The effect on the rest of the stack is:

**No change**starting from position \(1\).

`EXPACC`

¶

The `EXPACC`

operation pops top \(4\) elements from the top of the stack, performs a single round of exponent aggregation, and pushes the resulting \(4\) values onto the stack. The diagram below illustrates this graphically.
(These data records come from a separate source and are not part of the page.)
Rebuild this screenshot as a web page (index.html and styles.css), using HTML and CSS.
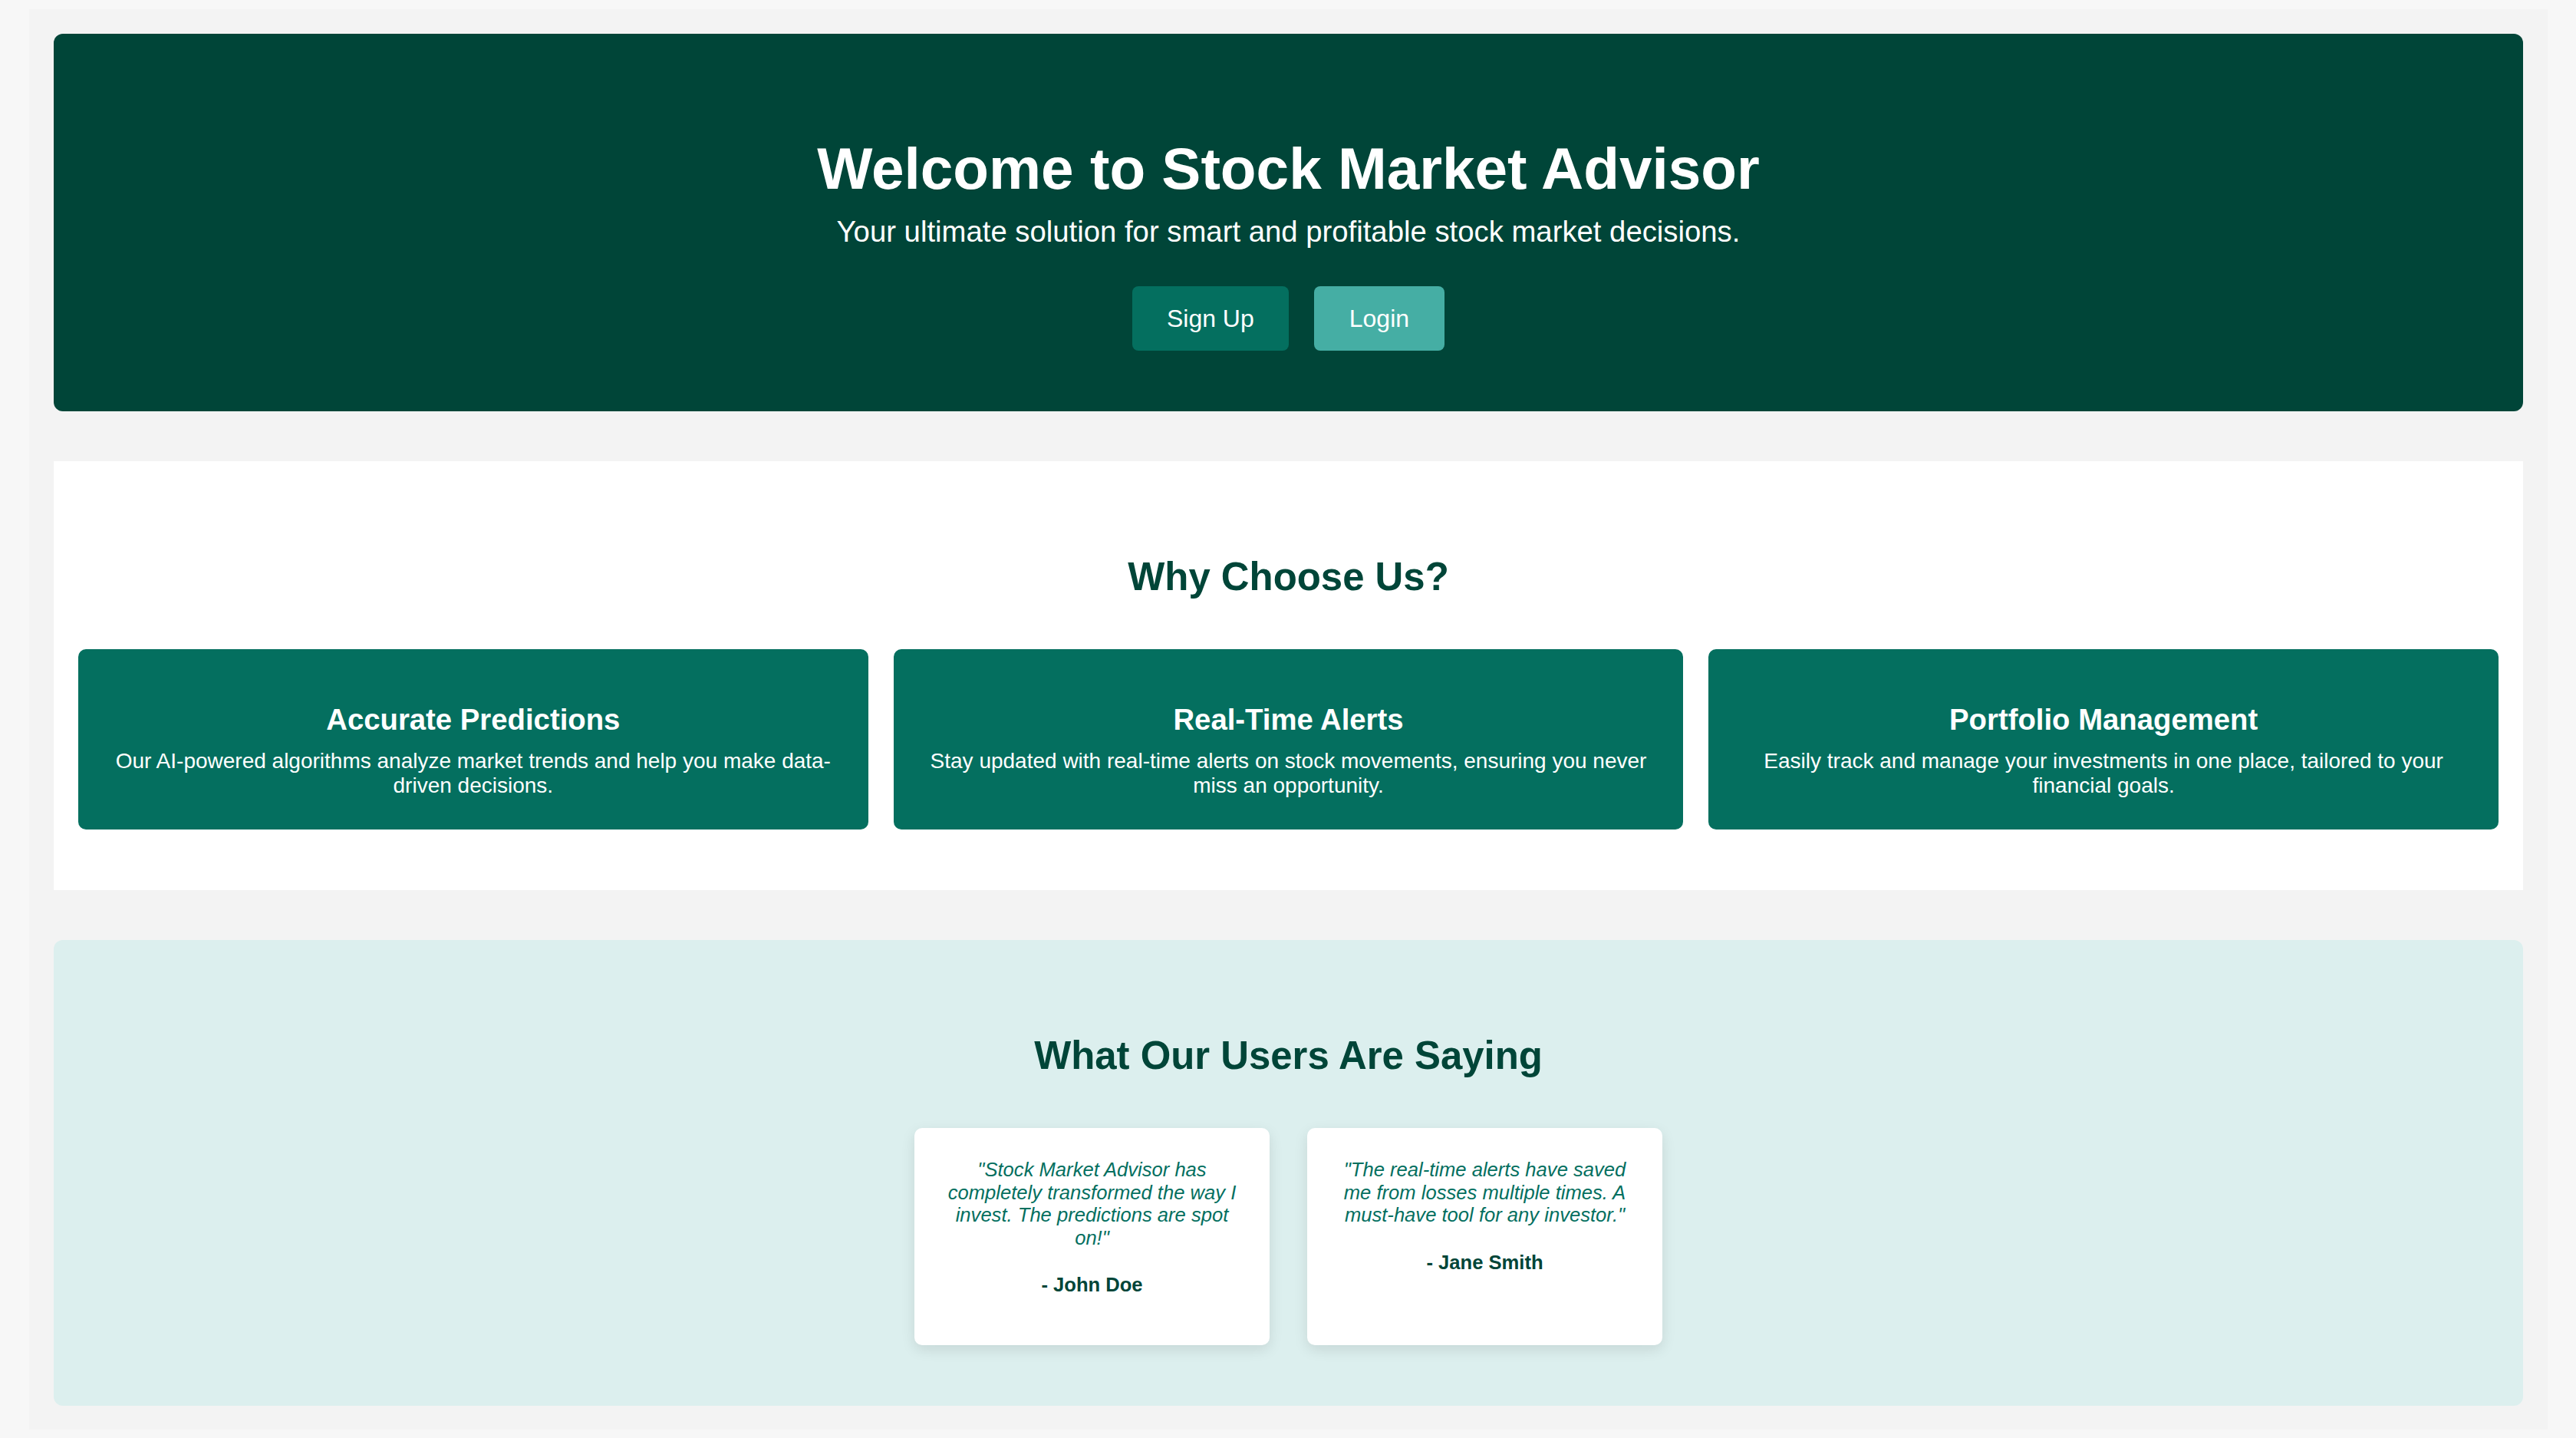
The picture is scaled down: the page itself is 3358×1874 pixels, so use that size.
FILE: index.html
```html
<!DOCTYPE html>
<html lang="en">
<head>
<meta charset="utf-8">
<title>Stock Market Advisor</title>
<link rel="stylesheet" href="styles.css">
</head>
<body>
<div class="page">
  <header class="hero">
    <h1 class="hero-title">Welcome to Stock Market Advisor</h1>
    <p class="hero-sub">Your ultimate solution for smart and profitable stock market decisions.</p>
    <div class="hero-actions">
      <a class="btn btn-primary" href="#">Sign Up</a>
      <a class="btn btn-secondary" href="#">Login</a>
    </div>
  </header>

  <section class="features">
    <h2 class="section-title">Why Choose Us?</h2>
    <div class="feature-grid">
      <div class="feature-card">
        <h3 class="feature-title">Accurate Predictions</h3>
        <p class="feature-text">Our AI-powered algorithms analyze market trends and help you make data-driven decisions.</p>
      </div>
      <div class="feature-card">
        <h3 class="feature-title">Real-Time Alerts</h3>
        <p class="feature-text">Stay updated with real-time alerts on stock movements, ensuring you never miss an opportunity.</p>
      </div>
      <div class="feature-card">
        <h3 class="feature-title">Portfolio Management</h3>
        <p class="feature-text">Easily track and manage your investments in one place, tailored to your financial goals.</p>
      </div>
    </div>
  </section>

  <section class="testimonials">
    <h2 class="section-title">What Our Users Are Saying</h2>
    <div class="testimonial-row">
      <div class="testimonial">
        <p class="quote">"Stock Market Advisor has completely transformed the way I invest. The predictions are spot on!"</p>
        <p class="author">- John Doe</p>
      </div>
      <div class="testimonial">
        <p class="quote">"The real-time alerts have saved me from losses multiple times. A must-have tool for any investor."</p>
        <p class="author">- Jane Smith</p>
      </div>
    </div>
  </section>
</div>
</body>
</html>
```

FILE: styles.css
```css
* {
  box-sizing: border-box;
}

html, body {
  margin: 0;
  padding: 0;
}

body {
  background: #f7f7f7;
  font-family: "Liberation Sans", Arial, Helvetica, sans-serif;
  padding: 12px 37px 10px 38px;
}

.page {
  background: #f3f3f3;
  padding: 32px 32px 31px;
  display: flex;
  flex-direction: column;
  gap: 65px;
}

/* Hero */
.hero {
  background: #004538;
  border-radius: 12px;
  color: #ffffff;
  text-align: center;
  padding: 79px 32px 79px;
}

.hero-title {
  margin: 53px 0 0;
  font-size: 76.5px;
  font-weight: 700;
  line-height: 88px;
}

.hero-sub {
  margin: 15.5px 0 0;
  font-size: 38.3px;
  line-height: 44px;
}

.hero-actions {
  margin-top: 49.5px;
  display: flex;
  justify-content: center;
  gap: 33px;
}

.btn {
  display: block;
  font-size: 32px;
  line-height: 37px;
  padding: 23.5px 45px;
  border-radius: 8px;
  color: #ffffff;
  text-decoration: none;
}

.btn-primary {
  background: #046f5f;
}

.btn-secondary {
  background: #45aea4;
  padding-left: 46px;
  padding-right: 46px;
}

/* Sections */
.section-title {
  margin: 43px 0 64.5px;
  font-size: 50.9px;
  line-height: 58.5px;
  font-weight: 700;
  color: #004538;
  text-align: center;
}

.features {
  background: #ffffff;
  padding: 79px 32px 79px;
}

.feature-grid {
  display: grid;
  grid-template-columns: repeat(3, 1fr);
  gap: 33px;
}

.feature-card {
  background: #046f5f;
  color: #ffffff;
  border-radius: 10px;
  text-align: center;
  padding: 70px 42px 42px;
}

.feature-title {
  margin: 0 0 16px;
  font-size: 38.3px;
  line-height: 44px;
  font-weight: 700;
}

.feature-text {
  margin: 0;
  font-size: 28px;
  line-height: 31.5px;
}

.testimonials {
  background: #dcefee;
  border-radius: 12px;
  padding: 79px 32px 79px;
}

.testimonial-row {
  display: flex;
  justify-content: center;
  gap: 49px;
}

.testimonial {
  width: 463px;
  background: #ffffff;
  border-radius: 10px;
  box-shadow: 0 6px 18px rgba(0, 0, 0, 0.10);
  text-align: center;
  padding: 40.4px 42px 63px;
}

.quote {
  margin: 0;
  font-size: 25.6px;
  line-height: 29.4px;
  font-style: italic;
  color: #046f5f;
}

.author {
  margin: 32.4px 0 0;
  font-size: 25.6px;
  line-height: 29.4px;
  font-weight: 700;
  color: #004538;
}
```
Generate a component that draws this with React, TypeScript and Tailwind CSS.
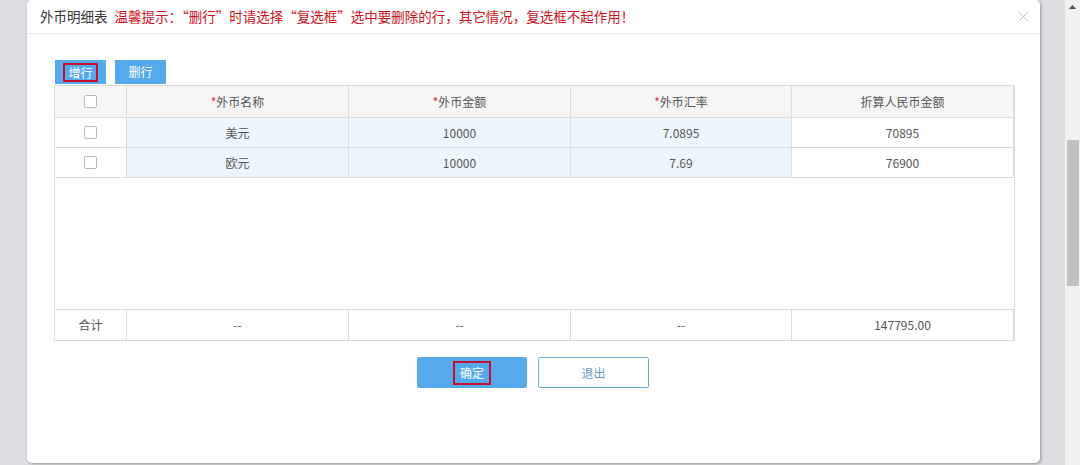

Stack transition for this operation must satisfy the following constraints:

`bit`

should be a binary.

\[ s_0'^{2} - s_0' = 0 \text{ | degree} = 2 \]

The `exp`

in the next frame should be the square of the `exp`

in the current frame.

\[ s_1' - s_1^{2} = 0 \text{ | degree} = 2 \]

The value `val`

in the helper register is computed correctly using the `bit`

and `exp`

in next and current frame respectively.

\[ h_0 - ((s_1 - 1) * s_0' + 1) = 0 \text{ | degree} = 2 \]

The `acc`

in the next frame is the product of `val`

and `acc`

in the current frame.

\[ s_2' - s_2 * h_0 = 0 \text{ | degree} = 2 \]

`b`

in the next frame is the right shift of `b`

in the current frame.

\[ s_3' - (s_3 * 2 + s_0') = 0 \text{ | degree} = 1 \]

The effect on the rest of the stack is:

**No change**starting from position \(4\).

`EXT2MUL`

¶

The `EXT2MUL`

operation pops top \(4\) values from the top of the stack, performs multiplication between the two extension field elements, and pushes the resulting \(4\) values onto the stack. The diagram below illustrates this graphically.

Stack transition for this operation must satisfy the following constraints:

The first stack element should be unchanged in the next frame.

\[ s_0' - s_0 = 0 \text{ | degree} = 1 \]

The second stack element should be unchanged in the next frame.

\[ s_1' - s_1 = 0 \text{ | degree} = 1 \]

The third stack element should satisfy the following constraint.

\[ s_2' - (s_0 + s_1) \cdot (s_2 + s_3) + s_0 \cdot s_2 = 0 \text{ | degree} = 2 \]

The fourth stack element should satisfy the following constraint.

\[ s_3' - s_1 \cdot s_3 + 2 \cdot s_0 \cdot s_2 = 0 \text{ | degree} = 2 \]

The effect on the rest of the stack is:

**No change**starting from position \(4\).